Ultimately, the success of business and economic development affects
the quality of life of all citizens.”
Dean Williams said that for business education to remain
relevant on campus, professors with Ph.D.’s are a necessity. He
said that in essence, business schools are competing with other programs
on campus for financial support and other resources. To remain competitive,
he said, business schools must continue to show the rest of the university
community that business is a discipline committed to original research.
To accomplish that goal, professors with doctorates are mandatory.
So, when can stakeholders – like business school
graduates – expect things to begin turning around?
“It depends on what kind of response we get on
external funding for doctoral students,” said Dean Williams, currently
Chair of AACSB International’s Board of Directors. He said this
year AACSB International and others are working to promote the opportunities
in Ph.D. programs to prospective students, and “that should be
ongoing, not just a one-time event.”
“It’s going to start with small steps. The
awareness issue is already getting people talking and thinking about”
the relevant issues.
He indicated that only a joint solution, which addresses
the concerns of all stakeholders, will begin to improve the situation.

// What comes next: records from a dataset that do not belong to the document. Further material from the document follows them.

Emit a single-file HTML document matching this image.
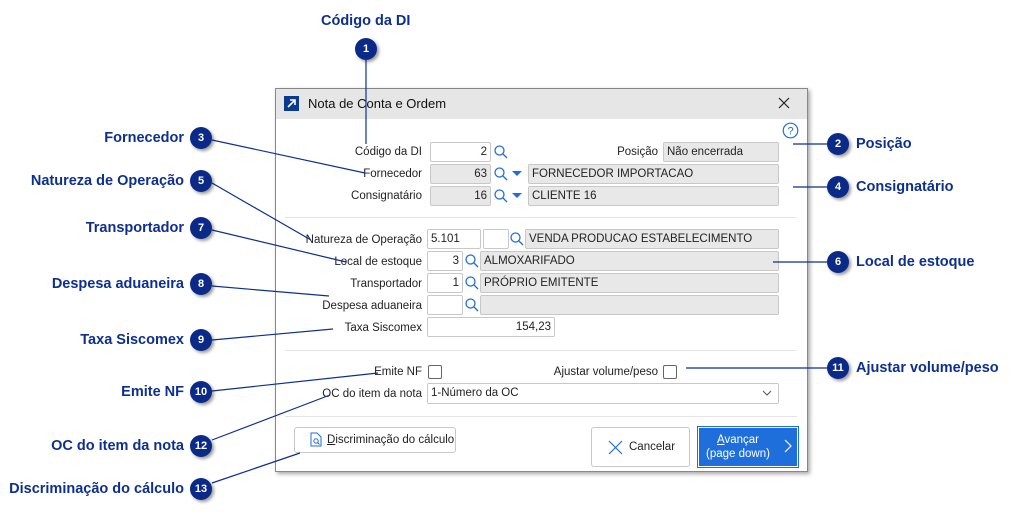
<!DOCTYPE html>
<html><head><meta charset="utf-8"><style>
*{box-sizing:border-box;margin:0;padding:0}
body{width:1020px;height:515px;background:#fff;position:relative;overflow:hidden;font-family:"Liberation Sans","DejaVu Sans",sans-serif}
.a{position:absolute}
.cl{position:absolute;font-weight:bold;color:#0d2f8f;font-size:14.5px;white-space:nowrap;font-family:"Liberation Sans",sans-serif}
.cr{position:absolute;width:22px;height:22px;border-radius:50%;background:#0b2a88;color:#fff;font-size:11px;font-weight:bold;text-align:center;line-height:22px;box-shadow:2px 2px 3px rgba(0,0,0,.4);font-family:"Liberation Sans",sans-serif}
.lb{position:absolute;font-size:11.5px;color:#222;text-align:right;white-space:nowrap}
.in{position:absolute;height:20px;border:1px solid #c8c8c8;border-radius:2px;background:#fff;font-size:11.5px;color:#222;line-height:19px;padding:0 3px;white-space:nowrap}
.g{background:#e8e8e8}
.r{text-align:right}
.ar{position:absolute;width:0;height:0;border-left:5px solid transparent;border-right:5px solid transparent;border-top:5px solid #1e6fdc}
.sep{position:absolute;height:1px;background:#e4e4e4}
.cb{position:absolute;width:14px;height:14px;border:1px solid #666;border-radius:2px;background:#fff}
</style></head><body>
<div class="a" style="left:275px;top:88px;width:533px;height:384px;border:1px solid #888;background:#fff;box-shadow:2px 2px 4px rgba(0,0,0,.35)"></div>
<div class="a" style="left:276px;top:89px;width:531px;height:30px;background:#e6e6e6"></div>
<div class="a" style="left:284px;top:96px;width:15px;height:15px;background:#0c3a8c"></div>
<svg class="a" style="left:284px;top:96px" width="15" height="15"><path d="M4 11L11 4M6 4H11V9" stroke="#fff" stroke-width="1.6" fill="none"/></svg>
<div class="a" style="left:308px;top:96px;font-size:13px;color:#111">Nota de Conta e Ordem</div>
<svg class="a" style="left:778px;top:97px" width="12" height="12"><path d="M1 1L11 11M11 1L1 11" stroke="#222" stroke-width="1.2"/></svg>
<svg class="a" style="left:782px;top:122px" width="17" height="17"><circle cx="8.5" cy="8.5" r="7.3" stroke="#1e6fdc" stroke-width="1.2" fill="none"/><text x="8.5" y="12.5" font-size="11" fill="#1e6fdc" text-anchor="middle" font-family="Liberation Sans">?</text></svg>
<div class="lb" style="right:598px;top:146px">Código da DI</div>
<div class="in r" style="left:430px;top:142px;width:61px">2</div>
<div class="lb" style="right:362px;top:146px">Posição</div>
<div class="in g" style="left:663px;top:142px;width:116px">Não encerrada</div>
<div class="lb" style="right:598px;top:168px">Fornecedor</div>
<div class="in g r" style="left:430px;top:164px;width:61px">63</div>
<div class="in g" style="left:528px;top:164px;width:251px">FORNECEDOR IMPORTACAO</div>
<div class="lb" style="right:598px;top:190px">Consignatário</div>
<div class="in g r" style="left:430px;top:186px;width:61px">16</div>
<div class="in g" style="left:528px;top:186px;width:251px">CLIENTE 16</div>
<div class="ar" style="left:512px;top:171px"></div>
<div class="ar" style="left:512px;top:193px"></div>
<div class="sep" style="left:285px;top:217px;width:512px"></div>
<div class="lb" style="right:598px;top:234px">Natureza de Operação</div>
<div class="in" style="left:427px;top:229px;width:54px">5.101</div>
<div class="in" style="left:483px;top:229px;width:26px"></div>
<div class="in g" style="left:525px;top:229px;width:254px">VENDA PRODUCAO ESTABELECIMENTO</div>
<div class="lb" style="right:598px;top:256px">Local de estoque</div>
<div class="in r" style="left:427px;top:251px;width:36px">3</div>
<div class="in g" style="left:480px;top:251px;width:299px">ALMOXARIFADO</div>
<div class="lb" style="right:598px;top:278px">Transportador</div>
<div class="in r" style="left:427px;top:273px;width:36px">1</div>
<div class="in g" style="left:480px;top:273px;width:299px">PRÓPRIO EMITENTE</div>
<div class="lb" style="right:598px;top:300px">Despesa aduaneira</div>
<div class="in" style="left:427px;top:295px;width:36px"></div>
<div class="in g" style="left:480px;top:295px;width:299px"></div>
<div class="lb" style="right:598px;top:322px">Taxa Siscomex</div>
<div class="in r" style="left:427px;top:317px;width:128px">154,23</div>
<div class="sep" style="left:285px;top:350px;width:512px"></div>
<div class="lb" style="right:598px;top:366px">Emite NF</div>
<div class="cb" style="left:428px;top:365px"></div>
<div class="lb" style="right:362px;top:366px">Ajustar volume/peso</div>
<div class="cb" style="left:663px;top:365px"></div>
<div class="lb" style="right:598px;top:388px">OC do item da nota</div>
<div class="in" style="left:427px;top:383px;width:352px;height:21px">1-Número da OC</div>
<svg class="a" style="left:762px;top:390px" width="10" height="7"><path d="M1 1L5 5L9 1" stroke="#555" fill="none"/></svg>
<div class="sep" style="left:285px;top:416px;width:512px"></div>
<div class="a" style="left:294px;top:427px;width:162px;height:26px;border:1px solid #c8c8c8;border-radius:3px;background:#fff"></div>
<svg class="a" style="left:310px;top:432px" width="12" height="15"><path d="M1 1H7L11 5V14H1Z" stroke="#1e6fdc" fill="none"/><circle cx="6" cy="9" r="2.2" stroke="#1e6fdc" fill="none"/><path d="M7.5 10.5L9.5 12.5" stroke="#1e6fdc"/></svg>
<div class="a" style="left:327px;top:434px;font-size:11.5px;color:#222"><u>D</u>iscriminação do cálculo</div>
<div class="a" style="left:591px;top:427px;width:99px;height:40px;border:1px solid #c8c8c8;border-radius:3px;background:#fff"></div>
<svg class="a" style="left:608px;top:440px" width="15" height="15"><path d="M1 1L14 14M14 1L1 14" stroke="#1e6fdc" stroke-width="1.2"/></svg>
<div class="a" style="left:629px;top:441px;font-size:11.5px;color:#222">Cancelar</div>
<div class="a" style="left:697px;top:426px;width:102px;height:42px;border:1px solid #1e6fdc;background:#fff"></div>
<div class="a" style="left:699px;top:428px;width:98px;height:38px;background:#1e6fdc"></div>
<div class="a" style="left:700px;top:433px;width:76px;font-size:11.5px;color:#fff;text-align:center;line-height:14px"><u>A</u>vançar<br>(page down)</div>
<svg class="a" style="left:784px;top:439px" width="8" height="14"><path d="M1 1L7 7L1 13" stroke="#fff" stroke-width="1.2" fill="none"/></svg>
<svg class="a" style="left:0;top:0" width="1020" height="515"><g stroke="#1e6fdc" stroke-width="1.3" fill="none">
<g transform="translate(494,145)"><circle cx="5.5" cy="5.5" r="4.5"/><path d="M9 9L13 13"/></g>
<g transform="translate(494,167)"><circle cx="5.5" cy="5.5" r="4.5"/><path d="M9 9L13 13"/></g>
<g transform="translate(494,189)"><circle cx="5.5" cy="5.5" r="4.5"/><path d="M9 9L13 13"/></g>
<g transform="translate(510,232)"><circle cx="5.5" cy="5.5" r="4.5"/><path d="M9 9L13 13"/></g>
<g transform="translate(465,254)"><circle cx="5.5" cy="5.5" r="4.5"/><path d="M9 9L13 13"/></g>
<g transform="translate(465,276)"><circle cx="5.5" cy="5.5" r="4.5"/><path d="M9 9L13 13"/></g>
<g transform="translate(465,298)"><circle cx="5.5" cy="5.5" r="4.5"/><path d="M9 9L13 13"/></g>
</g>
<g stroke="#0d2f8f" stroke-width="1.2" fill="none">
<line x1="366" y1="60" x2="366" y2="144"/>
<line x1="212" y1="140" x2="365" y2="173"/>
<line x1="827" y1="144" x2="793" y2="144"/>
<line x1="827" y1="187" x2="793" y2="187"/>
<line x1="212" y1="183" x2="311" y2="240"/>
<line x1="827" y1="262" x2="773" y2="262"/>
<line x1="212" y1="230" x2="346" y2="262"/>
<line x1="212" y1="286" x2="329" y2="296"/>
<line x1="212" y1="340" x2="333" y2="329"/>
<line x1="212" y1="391" x2="378" y2="373"/>
<line x1="827" y1="368" x2="686" y2="368"/>
<line x1="212" y1="440" x2="330" y2="395"/>
<line x1="212" y1="483" x2="300" y2="453"/>
</g></svg>
<div class="cl" style="left:321px;top:13px">Código da DI</div>
<div class="cr" style="left:355px;top:38px">1</div>
<div class="cr" style="left:827px;top:133px">2</div><div class="cl" style="left:856px;top:136px">Posição</div>
<div class="cr" style="left:827px;top:176px">4</div><div class="cl" style="left:856px;top:179px">Consignatário</div>
<div class="cr" style="left:827px;top:251px">6</div><div class="cl" style="left:856px;top:254px">Local de estoque</div>
<div class="cr" style="left:827px;top:357px">11</div><div class="cl" style="left:856px;top:360px">Ajustar volume/peso</div>
<div class="cr" style="left:190px;top:127px">3</div><div class="cl" style="right:836px;top:130px">Fornecedor</div>
<div class="cr" style="left:190px;top:170px">5</div><div class="cl" style="right:836px;top:173px">Natureza de Operação</div>
<div class="cr" style="left:190px;top:217px">7</div><div class="cl" style="right:836px;top:220px">Transportador</div>
<div class="cr" style="left:190px;top:273px">8</div><div class="cl" style="right:836px;top:276px">Despesa aduaneira</div>
<div class="cr" style="left:190px;top:329px">9</div><div class="cl" style="right:836px;top:332px">Taxa Siscomex</div>
<div class="cr" style="left:190px;top:381px">10</div><div class="cl" style="right:836px;top:384px">Emite NF</div>
<div class="cr" style="left:190px;top:435px">12</div><div class="cl" style="right:836px;top:438px">OC do item da nota</div>
<div class="cr" style="left:190px;top:478px">13</div><div class="cl" style="right:836px;top:481px">Discriminação do cálculo</div>
</body></html>
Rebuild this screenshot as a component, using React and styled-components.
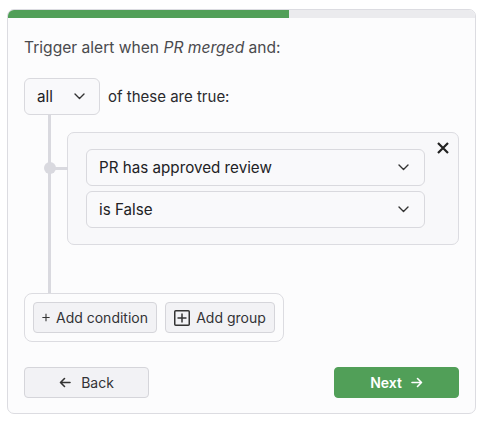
import React from 'react'
import styled, { createGlobalStyle } from 'styled-components'

const Global = createGlobalStyle`
  body {
    margin: 0;
    background: #ffffff;
    font-family: Inter, "Noto Sans", sans-serif;
  }
  * { box-sizing: border-box; }
`;

const Card = styled.div`
  margin: 9px 0 0 7px;
  width: 469px;
  height: 405px;
  background: #fcfcfd;
  border: 1px solid #dcdce1;
  border-radius: 7px;
  overflow: hidden;
  display: flex;
  flex-direction: column;
`;

const Progress = styled.div`
  height: 8px;
  background: #ebebee;
  flex-shrink: 0;
`;

const ProgressFill = styled.div`
  height: 100%;
  background: #519f58;
`;

const Body = styled.div`
  padding: 20px 16px 16px 16px;
  display: flex;
  flex-direction: column;
`;

const Title = styled.p`
  margin: 0;
  font-size: 15.6px;
  line-height: 20px;
  color: #4a4a4d;
  em { font-style: italic; }
`;

const QuantRow = styled.div`
  margin-top: 20px;
  display: flex;
  align-items: center;
  gap: 8px;
  font-size: 15px;
  color: #2a2a2d;
`;

const Select = styled.div`
  height: 37px;
  flex-shrink: 0;
  width: ${p => p.$width || 'auto'};
  display: flex;
  align-items: center;
  justify-content: space-between;
  padding: 0 ${p => p.$padRight || 15}px 0 12px;
  background: #f9f9fb;
  border: 1px solid #d9d9de;
  border-radius: 6px;
  font-size: 15.2px;
  color: #222225;
  white-space: nowrap;
`;

const Tree = styled.div`
  margin-left: 24px;
  border-left: 3px solid #d9d9df;
  padding: 17px 0 48px 16px;
`;

const Group = styled.div`
  position: relative;
  width: 392px;
  padding: 16px 33px 16px 18px;
  background: #f8f8fa;
  border: 1px solid #dcdce1;
  border-radius: 7px;
  display: flex;
  flex-direction: column;
  gap: 5px;
`;

const Connector = styled.div`
  position: absolute;
  left: -17px;
  top: 34px;
  width: 17px;
  height: 3px;
  background: #d9d9df;
`;

const Dot = styled.div`
  position: absolute;
  left: -24px;
  top: 29px;
  width: 12px;
  height: 12px;
  border-radius: 50%;
  background: #d9d9df;
`;

const CloseButton = styled.button`
  position: absolute;
  top: 7px;
  right: 7px;
  width: 16px;
  height: 16px;
  padding: 0;
  border: none;
  background: transparent;
  display: flex;
  align-items: center;
  justify-content: center;
`;

const AddBox = styled.div`
  align-self: flex-start;
  display: flex;
  gap: 8px;
  padding: 8px;
  border: 1px solid #dcdce1;
  border-radius: 8px;
`;

const Button = styled.button`
  height: 31px;
  flex-shrink: 0;
  display: flex;
  align-items: center;
  justify-content: center;
  gap: ${p => p.$gap || 6}px;
  padding: 0 ${p => p.$pad || 8}px;
  width: ${p => p.$width || 'auto'};
  font-family: Inter, "Noto Sans", sans-serif;
  font-size: 14px;
  white-space: nowrap;
  color: ${p => (p.$primary ? '#ffffff' : '#333336')};
  font-weight: ${p => (p.$primary ? 600 : 400)};
  background: ${p => (p.$primary ? '#519f58' : '#f2f2f5')};
  border: 1px solid ${p => (p.$primary ? '#519f58' : '#d5d5da')};
  border-radius: 4px;
`;

const Footer = styled.div`
  margin-top: 25px;
  display: flex;
  justify-content: space-between;
`;

const Chevron = () => (
  <svg width="11" height="7" viewBox="0 0 11 7" fill="none">
    <path d="M1 1l4.5 4.5L10 1" stroke="#333" strokeWidth="1.4" strokeLinecap="round" strokeLinejoin="round" />
  </svg>
);

const Plus = () => (
  <svg width="11" height="11" viewBox="0 0 11 11">
    <path d="M5.5 0.5v10M0.5 5.5h10" stroke="#333" strokeWidth="1.5" />
  </svg>
);

const BoxPlus = () => (
  <svg width="16" height="16" viewBox="0 0 16 16" fill="none">
    <rect x="0.75" y="0.75" width="14.5" height="14.5" rx="1" stroke="#333" strokeWidth="1.5" />
    <path d="M8 3.5v9M3.5 8h9" stroke="#333" strokeWidth="1.5" />
  </svg>
);

const Cross = () => (
  <svg width="12" height="12" viewBox="0 0 12 12">
    <path d="M1 1l10 10M11 1L1 11" stroke="#222" strokeWidth="2.2" />
  </svg>
);

const Arrow = ({ dir, color }) => (
  <svg width="12" height="11" viewBox="0 0 12 11" fill="none">
    {dir === 'left' ? (
      <path d="M11 5.5H1.5M5.5 1.5L1.5 5.5 5.5 9.5" stroke={color} strokeWidth="1.6" strokeLinecap="round" strokeLinejoin="round" />
    ) : (
      <path d="M1 5.5h9.5M6.5 1.5l4 4-4 4" stroke={color} strokeWidth="1.6" strokeLinecap="round" strokeLinejoin="round" />
    )}
  </svg>
);

const App = () => {
  const conditions = ['PR has approved review', 'is False']

  return (
    <>
      <Global />
      <Card>
        <Progress>
          <ProgressFill style={{ width: `${(282 / 469) * 100}%` }} />
        </Progress>
        <Body>
          <Title>Trigger alert when <em>PR merged</em> and:</Title>
          <QuantRow>
            <Select $width="76px" $padRight={14}>all <Chevron /></Select>
            of these are true:
          </QuantRow>
          <Tree>
            <Group>
              <Dot />
              <Connector />
              {conditions.map(c => (
                <Select key={c}>{c} <Chevron /></Select>
              ))}
              <CloseButton><Cross /></CloseButton>
            </Group>
          </Tree>
          <AddBox>
            <Button $width="124px"><Plus />Add condition</Button>
            <Button $width="110px"><BoxPlus />Add group</Button>
          </AddBox>
          <Footer>
            <Button $width="125px" $gap={10}><Arrow dir="left" color="#333" />Back</Button>
            <Button $width="125px" $gap={9} $primary>Next<Arrow dir="right" color="#fff" /></Button>
          </Footer>
        </Body>
      </Card>
    </>
  )
}

export default App
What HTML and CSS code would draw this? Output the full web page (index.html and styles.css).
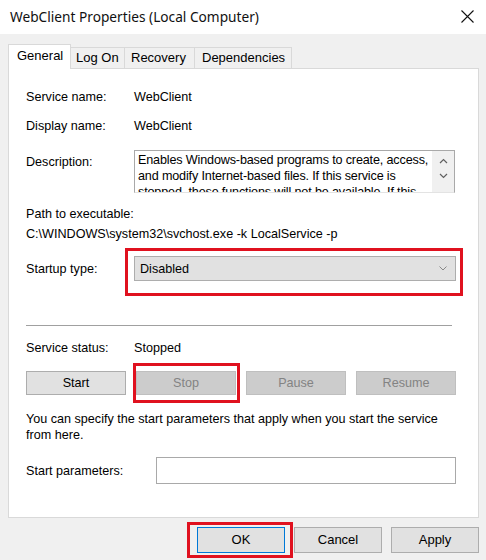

“We’re going to need all the partners at
the table,” he said. “We don’t see that there’s
one silver bullet.” Dean Williams said it’s going to take
a continuing effort by many parties – the schools themselves,
AACSB International, relevant governmental agencies and industry –
to make sure that the issue stays on the radar screen of all the stakeholders.
“It’s going to take a very long period of
time, and I see it being on the agenda for many years to come.”